TASK -> Pictures aside, quote the whole listing exactly.

%%

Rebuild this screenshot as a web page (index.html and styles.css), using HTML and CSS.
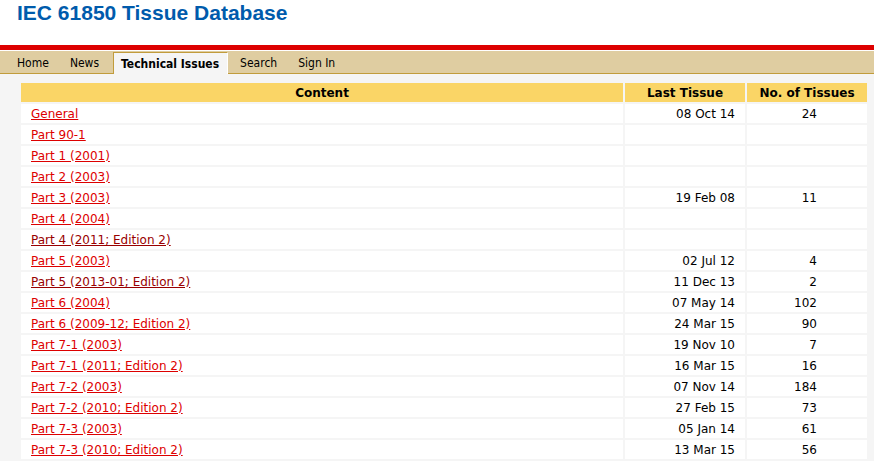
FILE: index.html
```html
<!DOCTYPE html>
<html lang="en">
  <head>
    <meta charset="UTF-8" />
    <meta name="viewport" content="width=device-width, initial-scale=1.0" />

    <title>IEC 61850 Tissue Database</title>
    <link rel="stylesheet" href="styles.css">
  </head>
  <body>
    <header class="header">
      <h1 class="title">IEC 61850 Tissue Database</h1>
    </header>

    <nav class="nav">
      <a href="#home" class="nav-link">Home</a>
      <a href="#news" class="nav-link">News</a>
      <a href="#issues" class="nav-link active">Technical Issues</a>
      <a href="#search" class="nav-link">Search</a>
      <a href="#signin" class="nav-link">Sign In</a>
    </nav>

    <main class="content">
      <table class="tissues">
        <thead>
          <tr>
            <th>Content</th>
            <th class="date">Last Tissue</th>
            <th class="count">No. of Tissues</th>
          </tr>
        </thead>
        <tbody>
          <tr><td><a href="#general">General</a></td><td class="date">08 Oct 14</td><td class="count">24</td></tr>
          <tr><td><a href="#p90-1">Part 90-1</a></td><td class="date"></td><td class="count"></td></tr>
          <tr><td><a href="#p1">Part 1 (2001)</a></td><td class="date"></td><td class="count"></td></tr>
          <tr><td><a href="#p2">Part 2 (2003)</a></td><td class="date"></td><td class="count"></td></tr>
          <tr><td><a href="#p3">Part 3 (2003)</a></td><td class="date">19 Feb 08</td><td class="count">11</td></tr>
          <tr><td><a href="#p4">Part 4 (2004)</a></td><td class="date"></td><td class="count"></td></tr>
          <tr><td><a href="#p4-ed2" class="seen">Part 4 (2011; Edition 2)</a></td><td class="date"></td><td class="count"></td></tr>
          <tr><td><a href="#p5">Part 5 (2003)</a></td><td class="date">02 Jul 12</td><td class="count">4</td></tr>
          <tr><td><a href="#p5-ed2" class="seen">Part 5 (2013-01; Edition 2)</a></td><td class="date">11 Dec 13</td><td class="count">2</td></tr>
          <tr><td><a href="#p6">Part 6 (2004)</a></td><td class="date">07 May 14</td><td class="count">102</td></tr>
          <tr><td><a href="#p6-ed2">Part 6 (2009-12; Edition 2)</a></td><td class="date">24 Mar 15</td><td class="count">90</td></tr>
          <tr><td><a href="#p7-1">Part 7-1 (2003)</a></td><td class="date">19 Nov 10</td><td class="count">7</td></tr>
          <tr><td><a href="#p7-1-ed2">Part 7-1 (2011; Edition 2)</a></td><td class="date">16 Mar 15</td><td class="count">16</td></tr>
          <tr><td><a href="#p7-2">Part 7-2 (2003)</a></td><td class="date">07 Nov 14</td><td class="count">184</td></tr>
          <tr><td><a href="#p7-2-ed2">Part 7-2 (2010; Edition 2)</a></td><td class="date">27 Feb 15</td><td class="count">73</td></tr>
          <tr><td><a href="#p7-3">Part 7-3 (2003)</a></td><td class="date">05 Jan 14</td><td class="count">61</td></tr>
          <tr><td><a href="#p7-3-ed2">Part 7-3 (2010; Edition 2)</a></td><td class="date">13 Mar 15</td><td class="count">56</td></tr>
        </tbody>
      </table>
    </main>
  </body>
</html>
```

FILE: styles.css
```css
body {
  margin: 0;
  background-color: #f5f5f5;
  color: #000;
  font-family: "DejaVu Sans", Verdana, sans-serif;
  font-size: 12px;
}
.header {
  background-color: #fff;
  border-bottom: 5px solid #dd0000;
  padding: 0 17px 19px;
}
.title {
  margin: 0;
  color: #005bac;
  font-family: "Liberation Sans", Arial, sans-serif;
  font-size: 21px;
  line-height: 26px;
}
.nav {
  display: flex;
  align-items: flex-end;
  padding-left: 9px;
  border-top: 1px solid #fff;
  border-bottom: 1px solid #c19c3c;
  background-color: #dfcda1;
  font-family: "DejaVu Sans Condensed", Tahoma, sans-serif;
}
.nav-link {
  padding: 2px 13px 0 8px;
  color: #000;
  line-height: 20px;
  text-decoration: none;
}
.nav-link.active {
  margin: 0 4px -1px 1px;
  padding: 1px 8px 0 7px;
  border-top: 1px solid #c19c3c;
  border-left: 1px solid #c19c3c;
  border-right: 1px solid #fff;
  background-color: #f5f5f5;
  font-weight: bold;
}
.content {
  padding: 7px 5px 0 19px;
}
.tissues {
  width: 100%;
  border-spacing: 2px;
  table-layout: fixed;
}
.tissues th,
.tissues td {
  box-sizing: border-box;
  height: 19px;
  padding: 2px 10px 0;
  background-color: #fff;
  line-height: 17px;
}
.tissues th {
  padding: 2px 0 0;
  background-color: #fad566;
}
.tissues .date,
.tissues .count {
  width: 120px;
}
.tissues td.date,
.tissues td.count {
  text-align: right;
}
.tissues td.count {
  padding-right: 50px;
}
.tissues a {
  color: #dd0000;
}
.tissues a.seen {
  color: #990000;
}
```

%%

FINAL RESULT ->
Rebuild this screenshot as a web page (index.html and styles.css), using HTML and CSS.
FILE: index.html
```html
<!DOCTYPE html>
<html lang="en">
  <head>
    <meta charset="UTF-8" />
    <meta name="viewport" content="width=device-width, initial-scale=1.0" />

    <title>IEC 61850 Tissue Database</title>
    <link rel="stylesheet" href="styles.css">
  </head>
  <body>
    <header class="header">
      <h1 class="title">IEC 61850 Tissue Database</h1>
    </header>

    <nav class="nav">
      <a href="#home" class="nav-link">Home</a>
      <a href="#news" class="nav-link">News</a>
      <a href="#issues" class="nav-link active">Technical Issues</a>
      <a href="#search" class="nav-link">Search</a>
      <a href="#signin" class="nav-link">Sign In</a>
    </nav>

    <main class="content">
      <table class="tissues">
        <thead>
          <tr>
            <th>Content</th>
            <th class="date">Last Tissue</th>
            <th class="count">No. of Tissues</th>
          </tr>
        </thead>
        <tbody>
          <tr><td><a href="#general">General</a></td><td class="date">08 Oct 14</td><td class="count">24</td></tr>
          <tr><td><a href="#p90-1">Part 90-1</a></td><td class="date"></td><td class="count"></td></tr>
          <tr><td><a href="#p1">Part 1 (2001)</a></td><td class="date"></td><td class="count"></td></tr>
          <tr><td><a href="#p2">Part 2 (2003)</a></td><td class="date"></td><td class="count"></td></tr>
          <tr><td><a href="#p3">Part 3 (2003)</a></td><td class="date">19 Feb 08</td><td class="count">11</td></tr>
          <tr><td><a href="#p4">Part 4 (2004)</a></td><td class="date"></td><td class="count"></td></tr>
          <tr><td><a href="#p4-ed2" class="seen">Part 4 (2011; Edition 2)</a></td><td class="date"></td><td class="count"></td></tr>
          <tr><td><a href="#p5">Part 5 (2003)</a></td><td class="date">02 Jul 12</td><td class="count">4</td></tr>
          <tr><td><a href="#p5-ed2" class="seen">Part 5 (2013-01; Edition 2)</a></td><td class="date">11 Dec 13</td><td class="count">2</td></tr>
          <tr><td><a href="#p6">Part 6 (2004)</a></td><td class="date">07 May 14</td><td class="count">102</td></tr>
          <tr><td><a href="#p6-ed2">Part 6 (2009-12; Edition 2)</a></td><td class="date">24 Mar 15</td><td class="count">90</td></tr>
          <tr><td><a href="#p7-1">Part 7-1 (2003)</a></td><td class="date">19 Nov 10</td><td class="count">7</td></tr>
          <tr><td><a href="#p7-1-ed2">Part 7-1 (2011; Edition 2)</a></td><td class="date">16 Mar 15</td><td class="count">16</td></tr>
          <tr><td><a href="#p7-2">Part 7-2 (2003)</a></td><td class="date">07 Nov 14</td><td class="count">184</td></tr>
          <tr><td><a href="#p7-2-ed2">Part 7-2 (2010; Edition 2)</a></td><td class="date">27 Feb 15</td><td class="count">73</td></tr>
          <tr><td><a href="#p7-3">Part 7-3 (2003)</a></td><td class="date">05 Jan 14</td><td class="count">61</td></tr>
          <tr><td><a href="#p7-3-ed2">Part 7-3 (2010; Edition 2)</a></td><td class="date">13 Mar 15</td><td class="count">56</td></tr>
        </tbody>
      </table>
    </main>
  </body>
</html>
```

FILE: styles.css
```css
body {
  margin: 0;
  background-color: #f5f5f5;
  color: #000;
  font-family: "DejaVu Sans", Verdana, sans-serif;
  font-size: 12px;
}
.header {
  background-color: #fff;
  border-bottom: 5px solid #dd0000;
  padding: 0 17px 19px;
}
.title {
  margin: 0;
  color: #005bac;
  font-family: "Liberation Sans", Arial, sans-serif;
  font-size: 21px;
  line-height: 26px;
}
.nav {
  display: flex;
  align-items: flex-end;
  padding-left: 9px;
  border-top: 1px solid #fff;
  border-bottom: 1px solid #c19c3c;
  background-color: #dfcda1;
  font-family: "DejaVu Sans Condensed", Tahoma, sans-serif;
}
.nav-link {
  padding: 2px 13px 0 8px;
  color: #000;
  line-height: 20px;
  text-decoration: none;
}
.nav-link.active {
  margin: 0 4px -1px 1px;
  padding: 1px 8px 0 7px;
  border-top: 1px solid #c19c3c;
  border-left: 1px solid #c19c3c;
  border-right: 1px solid #fff;
  background-color: #f5f5f5;
  font-weight: bold;
}
.content {
  padding: 7px 5px 0 19px;
}
.tissues {
  width: 100%;
  border-spacing: 2px;
  table-layout: fixed;
}
.tissues th,
.tissues td {
  box-sizing: border-box;
  height: 19px;
  padding: 2px 10px 0;
  background-color: #fff;
  line-height: 17px;
}
.tissues th {
  padding: 2px 0 0;
  background-color: #fad566;
}
.tissues .date,
.tissues .count {
  width: 120px;
}
.tissues td.date,
.tissues td.count {
  text-align: right;
}
.tissues td.count {
  padding-right: 50px;
}
.tissues a {
  color: #dd0000;
}
.tissues a.seen {
  color: #990000;
}
```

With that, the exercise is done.